**Problem to work on**
Scan the material and copy every line in which "this" appears.

**Data section**
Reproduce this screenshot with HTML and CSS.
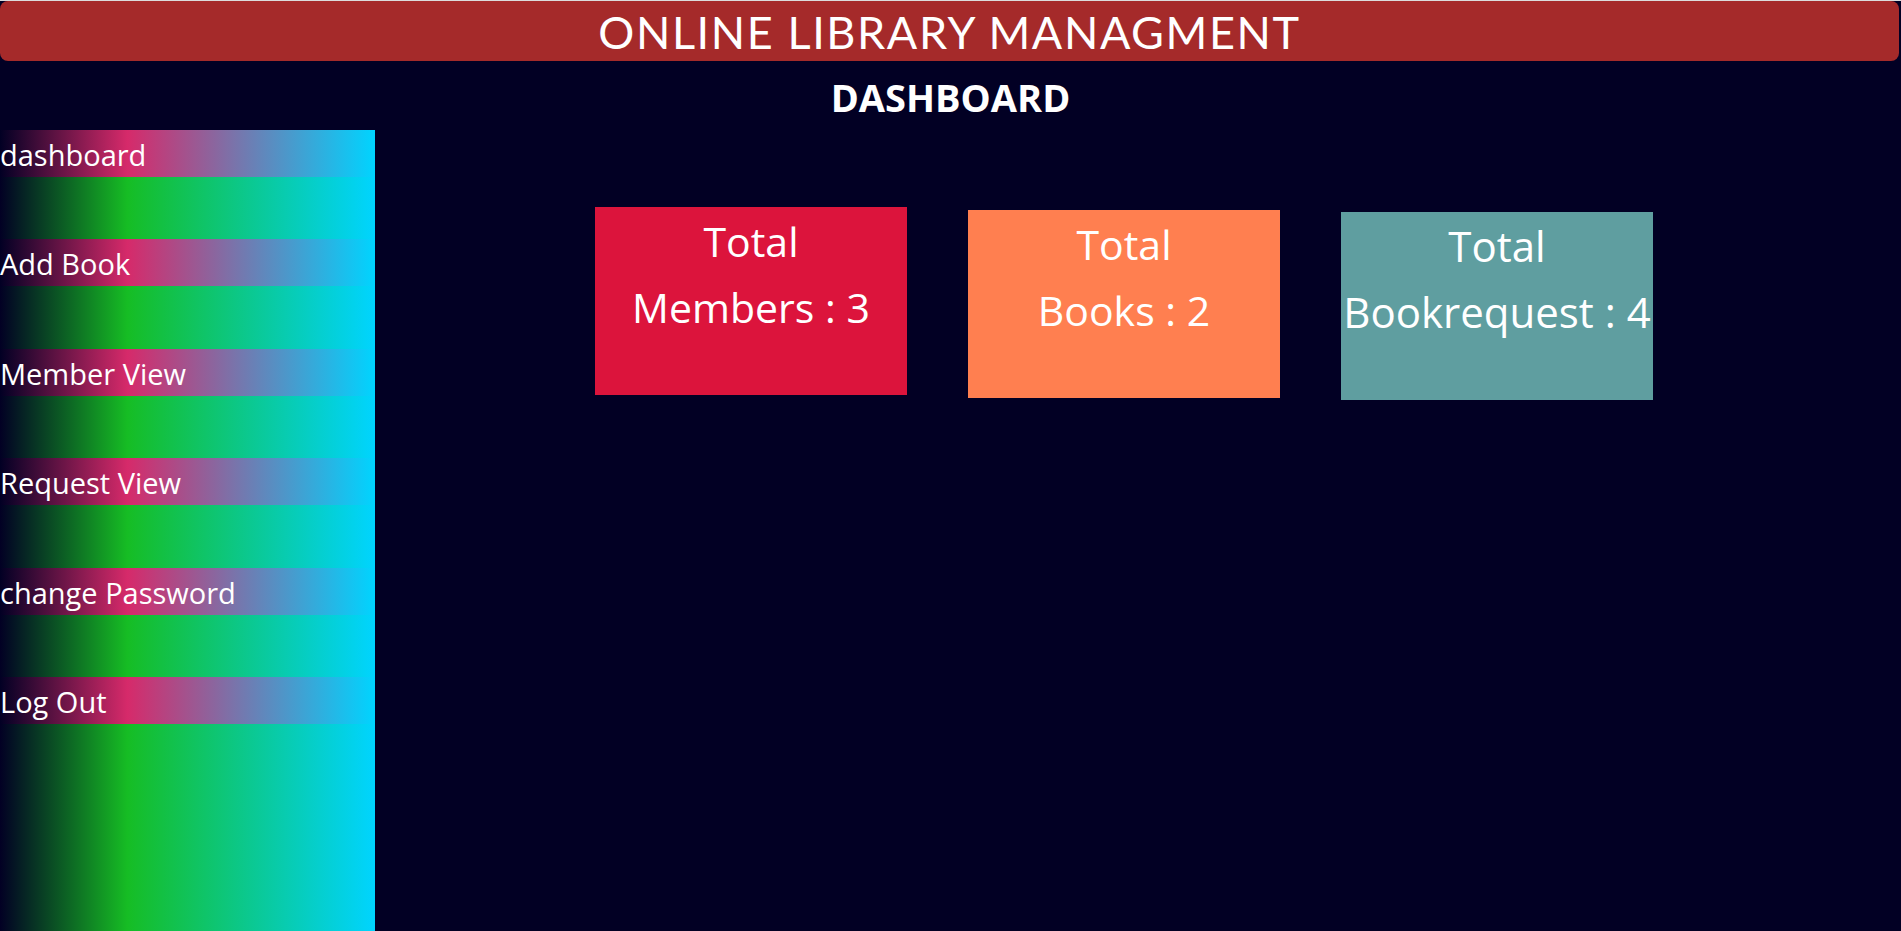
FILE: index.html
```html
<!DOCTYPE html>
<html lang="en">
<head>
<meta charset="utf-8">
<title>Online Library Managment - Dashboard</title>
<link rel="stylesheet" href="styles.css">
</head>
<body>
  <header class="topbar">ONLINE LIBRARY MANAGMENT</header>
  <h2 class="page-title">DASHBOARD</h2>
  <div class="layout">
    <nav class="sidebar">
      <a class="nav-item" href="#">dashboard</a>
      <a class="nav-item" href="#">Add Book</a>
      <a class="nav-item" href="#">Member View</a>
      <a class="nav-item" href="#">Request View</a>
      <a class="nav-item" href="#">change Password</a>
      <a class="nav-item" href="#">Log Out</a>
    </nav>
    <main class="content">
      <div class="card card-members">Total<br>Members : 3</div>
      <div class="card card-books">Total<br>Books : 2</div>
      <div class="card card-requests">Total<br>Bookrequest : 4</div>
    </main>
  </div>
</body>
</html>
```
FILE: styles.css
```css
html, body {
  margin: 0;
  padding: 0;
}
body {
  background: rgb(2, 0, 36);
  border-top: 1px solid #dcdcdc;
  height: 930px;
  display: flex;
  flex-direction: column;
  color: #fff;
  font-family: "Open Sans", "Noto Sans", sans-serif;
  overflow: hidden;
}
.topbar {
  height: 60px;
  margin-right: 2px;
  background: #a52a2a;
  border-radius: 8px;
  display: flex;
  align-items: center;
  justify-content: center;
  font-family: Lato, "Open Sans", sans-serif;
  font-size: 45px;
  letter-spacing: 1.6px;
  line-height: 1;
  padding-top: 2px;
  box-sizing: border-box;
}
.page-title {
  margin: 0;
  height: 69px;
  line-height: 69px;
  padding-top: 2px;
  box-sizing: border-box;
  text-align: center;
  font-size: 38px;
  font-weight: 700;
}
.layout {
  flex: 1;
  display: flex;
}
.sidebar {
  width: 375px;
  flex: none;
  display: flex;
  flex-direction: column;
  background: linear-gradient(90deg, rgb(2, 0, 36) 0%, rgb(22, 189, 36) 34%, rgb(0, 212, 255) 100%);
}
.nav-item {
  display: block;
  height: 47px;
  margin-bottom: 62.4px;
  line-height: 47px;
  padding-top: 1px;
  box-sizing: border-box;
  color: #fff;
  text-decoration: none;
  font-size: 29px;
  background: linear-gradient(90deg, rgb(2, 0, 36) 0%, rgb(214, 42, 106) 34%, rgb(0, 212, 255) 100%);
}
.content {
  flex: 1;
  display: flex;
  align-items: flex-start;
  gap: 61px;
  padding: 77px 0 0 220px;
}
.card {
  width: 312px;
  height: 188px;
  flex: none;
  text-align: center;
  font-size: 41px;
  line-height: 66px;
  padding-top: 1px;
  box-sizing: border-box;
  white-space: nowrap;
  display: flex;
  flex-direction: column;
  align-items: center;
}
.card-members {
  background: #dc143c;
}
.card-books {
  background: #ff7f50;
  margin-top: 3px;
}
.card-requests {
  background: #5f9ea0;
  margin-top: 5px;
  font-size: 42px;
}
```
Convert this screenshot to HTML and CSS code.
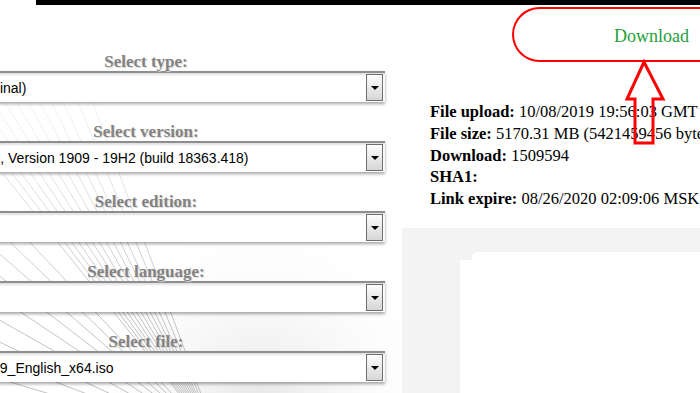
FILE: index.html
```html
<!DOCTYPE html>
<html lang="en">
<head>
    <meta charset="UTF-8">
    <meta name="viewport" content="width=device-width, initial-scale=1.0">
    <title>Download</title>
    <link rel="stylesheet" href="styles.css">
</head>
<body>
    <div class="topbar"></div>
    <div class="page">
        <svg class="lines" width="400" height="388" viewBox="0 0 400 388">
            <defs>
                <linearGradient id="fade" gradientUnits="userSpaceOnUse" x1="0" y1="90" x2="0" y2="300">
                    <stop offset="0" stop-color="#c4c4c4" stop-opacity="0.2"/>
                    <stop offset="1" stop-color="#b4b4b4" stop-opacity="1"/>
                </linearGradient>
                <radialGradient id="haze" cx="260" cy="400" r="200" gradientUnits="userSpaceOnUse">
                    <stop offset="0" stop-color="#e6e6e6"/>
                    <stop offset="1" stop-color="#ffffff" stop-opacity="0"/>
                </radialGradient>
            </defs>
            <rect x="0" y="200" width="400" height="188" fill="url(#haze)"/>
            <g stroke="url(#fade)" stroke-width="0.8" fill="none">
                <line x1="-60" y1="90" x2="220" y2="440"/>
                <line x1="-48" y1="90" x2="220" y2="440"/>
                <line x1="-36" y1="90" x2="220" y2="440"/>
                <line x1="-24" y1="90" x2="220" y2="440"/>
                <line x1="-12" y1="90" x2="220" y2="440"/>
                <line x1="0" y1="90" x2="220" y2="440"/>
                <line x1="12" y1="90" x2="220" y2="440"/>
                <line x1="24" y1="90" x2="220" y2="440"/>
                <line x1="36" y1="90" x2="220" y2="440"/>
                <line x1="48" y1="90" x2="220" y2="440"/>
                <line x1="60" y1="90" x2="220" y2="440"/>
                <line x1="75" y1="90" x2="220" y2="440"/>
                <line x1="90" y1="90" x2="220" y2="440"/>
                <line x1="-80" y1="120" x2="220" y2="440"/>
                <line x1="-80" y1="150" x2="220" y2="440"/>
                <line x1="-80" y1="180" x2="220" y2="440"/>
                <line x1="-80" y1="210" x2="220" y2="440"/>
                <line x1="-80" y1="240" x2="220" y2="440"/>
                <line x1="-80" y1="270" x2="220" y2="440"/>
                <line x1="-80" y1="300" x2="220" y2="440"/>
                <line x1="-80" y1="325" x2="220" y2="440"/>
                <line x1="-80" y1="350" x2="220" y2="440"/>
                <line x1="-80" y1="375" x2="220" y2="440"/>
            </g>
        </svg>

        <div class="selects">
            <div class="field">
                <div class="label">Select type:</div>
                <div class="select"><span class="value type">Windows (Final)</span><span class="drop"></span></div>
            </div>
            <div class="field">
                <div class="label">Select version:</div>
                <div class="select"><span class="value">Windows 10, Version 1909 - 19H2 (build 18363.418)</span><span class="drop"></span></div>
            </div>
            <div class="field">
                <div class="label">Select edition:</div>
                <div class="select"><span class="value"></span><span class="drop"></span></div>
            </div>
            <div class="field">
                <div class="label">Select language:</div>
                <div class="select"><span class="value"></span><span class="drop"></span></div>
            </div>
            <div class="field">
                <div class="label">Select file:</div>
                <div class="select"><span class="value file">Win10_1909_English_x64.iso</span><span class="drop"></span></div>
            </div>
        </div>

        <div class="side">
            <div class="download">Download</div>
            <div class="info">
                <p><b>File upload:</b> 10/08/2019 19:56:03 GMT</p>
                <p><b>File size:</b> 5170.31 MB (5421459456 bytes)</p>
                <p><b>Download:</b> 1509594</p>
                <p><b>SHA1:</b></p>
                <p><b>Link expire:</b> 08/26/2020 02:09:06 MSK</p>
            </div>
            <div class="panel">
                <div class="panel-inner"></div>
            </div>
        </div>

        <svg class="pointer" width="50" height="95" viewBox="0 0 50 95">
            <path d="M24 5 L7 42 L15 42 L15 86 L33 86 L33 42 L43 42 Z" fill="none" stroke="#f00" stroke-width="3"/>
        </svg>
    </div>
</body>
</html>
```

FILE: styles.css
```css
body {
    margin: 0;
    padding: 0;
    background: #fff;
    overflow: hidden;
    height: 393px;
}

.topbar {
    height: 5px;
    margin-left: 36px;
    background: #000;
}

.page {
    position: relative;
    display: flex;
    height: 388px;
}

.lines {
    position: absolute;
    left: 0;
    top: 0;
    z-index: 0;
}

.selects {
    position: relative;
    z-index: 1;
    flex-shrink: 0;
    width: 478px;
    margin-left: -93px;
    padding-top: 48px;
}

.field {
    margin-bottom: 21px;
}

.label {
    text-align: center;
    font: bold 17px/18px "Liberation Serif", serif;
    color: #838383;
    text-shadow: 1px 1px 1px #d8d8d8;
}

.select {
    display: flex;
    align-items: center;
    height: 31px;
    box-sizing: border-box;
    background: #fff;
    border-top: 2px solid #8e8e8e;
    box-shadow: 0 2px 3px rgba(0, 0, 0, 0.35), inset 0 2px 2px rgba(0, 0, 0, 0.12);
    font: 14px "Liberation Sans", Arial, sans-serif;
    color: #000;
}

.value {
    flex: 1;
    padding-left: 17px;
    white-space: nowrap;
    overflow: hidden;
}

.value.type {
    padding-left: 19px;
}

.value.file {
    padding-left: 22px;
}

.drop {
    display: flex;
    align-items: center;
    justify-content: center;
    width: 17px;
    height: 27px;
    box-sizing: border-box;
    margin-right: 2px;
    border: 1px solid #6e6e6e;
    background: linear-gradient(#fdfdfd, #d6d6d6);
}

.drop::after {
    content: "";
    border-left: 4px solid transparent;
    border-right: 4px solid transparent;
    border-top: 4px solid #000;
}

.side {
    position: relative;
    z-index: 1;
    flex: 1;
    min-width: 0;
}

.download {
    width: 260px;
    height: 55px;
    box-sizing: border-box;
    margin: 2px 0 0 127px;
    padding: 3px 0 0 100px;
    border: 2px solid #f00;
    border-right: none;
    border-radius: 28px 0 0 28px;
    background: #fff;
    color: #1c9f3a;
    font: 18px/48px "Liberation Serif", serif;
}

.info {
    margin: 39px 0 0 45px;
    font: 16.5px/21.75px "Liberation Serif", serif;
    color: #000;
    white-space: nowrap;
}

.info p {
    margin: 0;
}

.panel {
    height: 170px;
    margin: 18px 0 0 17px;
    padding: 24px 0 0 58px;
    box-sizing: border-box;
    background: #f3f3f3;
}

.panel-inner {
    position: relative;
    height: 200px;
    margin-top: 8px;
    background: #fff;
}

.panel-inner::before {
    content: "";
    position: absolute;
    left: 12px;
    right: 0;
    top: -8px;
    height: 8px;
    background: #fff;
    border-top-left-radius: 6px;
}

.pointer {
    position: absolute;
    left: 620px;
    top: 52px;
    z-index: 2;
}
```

**The result**
Reproduce this screenshot with HTML and CSS.
Convert this screenshot to HTML and CSS code.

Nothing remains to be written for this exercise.